Not by itself. The ICO COO validates country and shipment-level data. Farm-level claims need to be supported by the packing list marks, the cooperative roster, and, where applicable, certification scope documents. Treat ICO as necessary but not sufficient for farm verification.

What documents should I request to trace an Indonesian coffee lot back to a cooperative?

  • Packing list with detailed marks-and-numbers and lot IDs
  • Cooperative/estate roster for the lot’s harvest window
  • Any certification scope docs (Organic/Rainforest Alliance) listing the specific group
  • Photos from pre-shipment inspection showing bag markings and container stuffing

The 5 mistakes that kill traceability (and how to avoid them)

  1. Only trusting the proforma. We’ve seen proformas say “Gayo” while the final ICO and B/L say “Medan coffee.” Insist on pre-shipment drafts of the full set.

  2. Ignoring the phytosanitary. The phyto is the easiest independent verifier in Indonesia because of the QR system. If it doesn’t reconcile with quantities and dates, pause.

  3. Not checking the exporter’s NIB. Ask for the NIB and match the legal entity across documents. In my experience, 3 out of 5 disputes start with a trading name mismatch.

  4. Accepting “screen 18” as origin proof. Size is not origin. Neither are generic bag designs. Only documents and traceable marks count.

  5. Confusing ICO COO with Chamber COO. The Chamber of Commerce certificate of origin supports tariff preferences. The ICO certificate is specific to coffee trade monitoring. You often need both, and they serve different purposes.

How do I spot a fake or altered ICO certificate for Indonesian coffee?

  • Inconsistent fonts, missing serial number blocks, or low-res stamps
  • Issue dates that don’t line up with the B/L cut-off or sailing
  • Exporter name spelled differently across documents
  • Quantity mismatches of even a few bags (fakers usually miss small deltas)
  • A “roasted coffee” HS code on any document in a green coffee shipment

If you need a second set of eyes on a live document set, feel free to Contact us on whatsapp.

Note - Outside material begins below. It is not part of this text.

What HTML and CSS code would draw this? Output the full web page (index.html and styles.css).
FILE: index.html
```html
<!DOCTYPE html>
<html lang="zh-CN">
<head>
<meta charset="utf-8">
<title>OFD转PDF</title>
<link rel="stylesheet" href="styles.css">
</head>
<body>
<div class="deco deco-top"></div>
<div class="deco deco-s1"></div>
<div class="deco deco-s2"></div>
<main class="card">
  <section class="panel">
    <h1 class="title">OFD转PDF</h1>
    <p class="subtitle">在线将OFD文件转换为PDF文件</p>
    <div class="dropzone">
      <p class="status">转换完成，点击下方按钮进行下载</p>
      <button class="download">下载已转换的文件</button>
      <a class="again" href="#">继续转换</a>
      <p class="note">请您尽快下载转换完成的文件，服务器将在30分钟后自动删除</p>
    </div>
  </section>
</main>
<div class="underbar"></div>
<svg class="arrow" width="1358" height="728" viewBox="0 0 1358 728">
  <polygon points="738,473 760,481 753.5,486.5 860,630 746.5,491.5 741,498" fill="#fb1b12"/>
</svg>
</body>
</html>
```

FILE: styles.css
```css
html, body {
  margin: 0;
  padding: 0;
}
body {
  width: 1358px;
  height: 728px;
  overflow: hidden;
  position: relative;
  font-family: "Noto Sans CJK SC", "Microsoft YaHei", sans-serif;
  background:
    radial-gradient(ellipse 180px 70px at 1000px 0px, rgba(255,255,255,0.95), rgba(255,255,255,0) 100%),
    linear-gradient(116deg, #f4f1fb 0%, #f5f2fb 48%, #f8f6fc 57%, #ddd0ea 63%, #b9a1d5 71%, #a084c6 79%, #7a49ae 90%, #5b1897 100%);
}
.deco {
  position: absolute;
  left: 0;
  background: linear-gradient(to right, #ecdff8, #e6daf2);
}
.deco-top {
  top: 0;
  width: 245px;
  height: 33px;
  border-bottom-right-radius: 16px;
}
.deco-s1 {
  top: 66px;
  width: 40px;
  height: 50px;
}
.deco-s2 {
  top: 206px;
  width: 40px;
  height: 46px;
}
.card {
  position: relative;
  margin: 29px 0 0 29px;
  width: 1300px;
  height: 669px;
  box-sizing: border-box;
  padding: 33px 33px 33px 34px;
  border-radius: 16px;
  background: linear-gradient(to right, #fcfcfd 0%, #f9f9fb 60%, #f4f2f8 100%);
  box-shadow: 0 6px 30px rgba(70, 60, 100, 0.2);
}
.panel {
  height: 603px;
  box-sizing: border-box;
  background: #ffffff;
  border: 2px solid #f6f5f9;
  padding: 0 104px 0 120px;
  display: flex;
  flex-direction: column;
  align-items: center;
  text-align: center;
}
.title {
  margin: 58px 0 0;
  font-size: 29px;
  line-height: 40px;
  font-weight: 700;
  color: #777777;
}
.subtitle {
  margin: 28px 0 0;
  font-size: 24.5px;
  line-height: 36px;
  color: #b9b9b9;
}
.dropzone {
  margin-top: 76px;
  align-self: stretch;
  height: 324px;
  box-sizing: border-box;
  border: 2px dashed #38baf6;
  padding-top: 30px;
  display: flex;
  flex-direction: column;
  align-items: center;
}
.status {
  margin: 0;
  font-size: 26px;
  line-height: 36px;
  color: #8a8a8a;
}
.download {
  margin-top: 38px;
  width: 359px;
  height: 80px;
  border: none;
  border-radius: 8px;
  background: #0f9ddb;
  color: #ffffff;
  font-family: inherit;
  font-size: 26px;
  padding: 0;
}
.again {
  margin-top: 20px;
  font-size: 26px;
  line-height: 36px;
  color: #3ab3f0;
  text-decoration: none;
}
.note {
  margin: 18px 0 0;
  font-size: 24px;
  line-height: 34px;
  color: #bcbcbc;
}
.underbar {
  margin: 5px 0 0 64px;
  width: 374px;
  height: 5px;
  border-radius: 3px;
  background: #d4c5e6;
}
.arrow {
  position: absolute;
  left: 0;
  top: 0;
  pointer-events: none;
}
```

We’re happy to sanity-check the reconciliation steps.

Quick answers importers ask us all the time

Where do I check the exporter NIB/API number?

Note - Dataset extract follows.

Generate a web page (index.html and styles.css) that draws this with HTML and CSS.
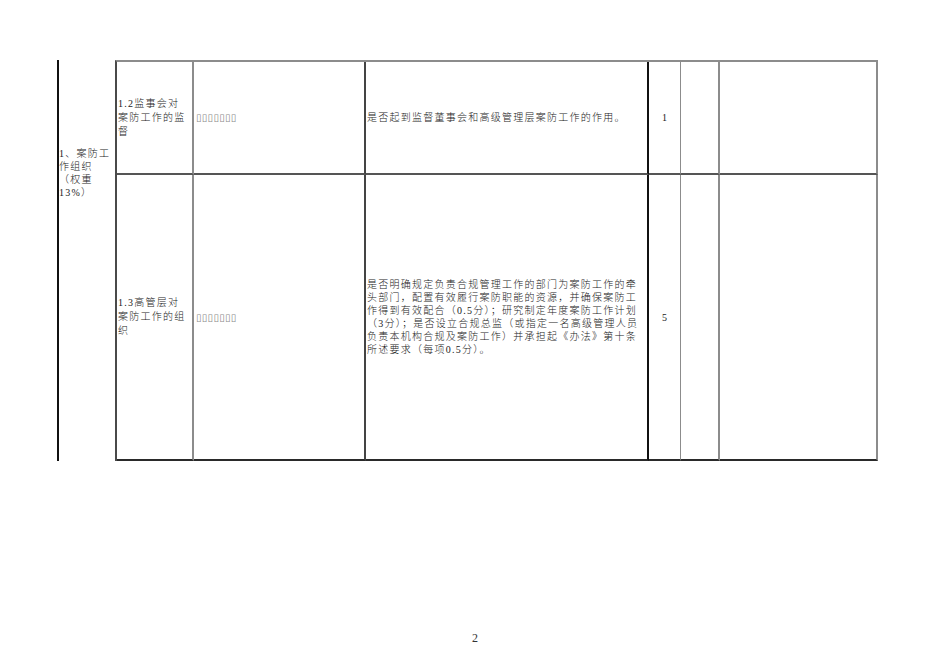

Ask the supplier for their NIB certificate and cross-check the company name and address against the invoice and B/L. We also request a scan of their tax ID letterhead. There isn’t a public English portal for quick lookups, so we validate via original PDFs and issuer QR or watermark when available.

Can I confirm “Gayo vs Toraja” only from export documents?

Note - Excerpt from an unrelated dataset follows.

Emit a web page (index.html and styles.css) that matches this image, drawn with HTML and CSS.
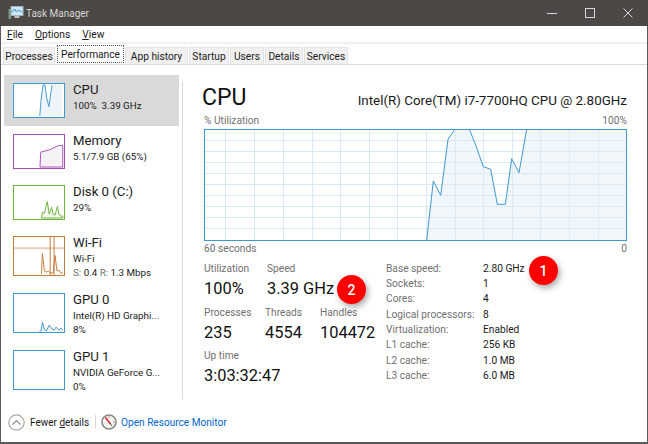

Documents won’t list every sub-region, but the marks-and-numbers, cooperative roster, and phyto remarks can anchor the claim. We attach those to tasting notes as a final cross-check. For example, our Sulawesi Toraja Green Coffee Beans (Sulawesi Toraja Grade 1) lots include Toraja in bag marks and packing lists, then align with phyto and B/L.

How to reconcile bag marking lot codes with ICO forms?

Ensure the packing list carries the same lot IDs that are stenciled on the bags. The ICO description or marks section should reference that lot or at least the same product naming. We take photos during stuffing to prove that the physical bags match the paperwork.

Resources and next steps

  • Build a one-page checklist: ICO number and issuer, HS 0901, exact bag count and net weight, exporter NIB match, B/L container and seal, phyto QR validation, cooperative roster attached, stuffing photos saved.
  • Practice with one pilot shipment. Pick a clear, single-origin lot like Gayo Long Berry Green Coffee Beans or Sumatra Mandheling Green Coffee Beans. Run the full reconciliation and note what slowed you down.
  • Standardize your marks. Ask suppliers to print region and lot codes on every bag. It speeds up audits by days.

If you’re assembling a portfolio and want lots that come “audit-ready” with clean paperwork, you can View our products. We build traceability into every shipment because, honestly, it saves both sides headaches later.

Final thought: paperwork won’t roast a great coffee. But in a world of rebagging and relabeling, the fastest way to protect your brand is to let documents do the heavy lifting. Start with the ICO certificate, triangulate the shipment, and anchor to the farm group. Do that consistently for two or three months, and you’ll have a system you can trust—and your buyers will feel it too.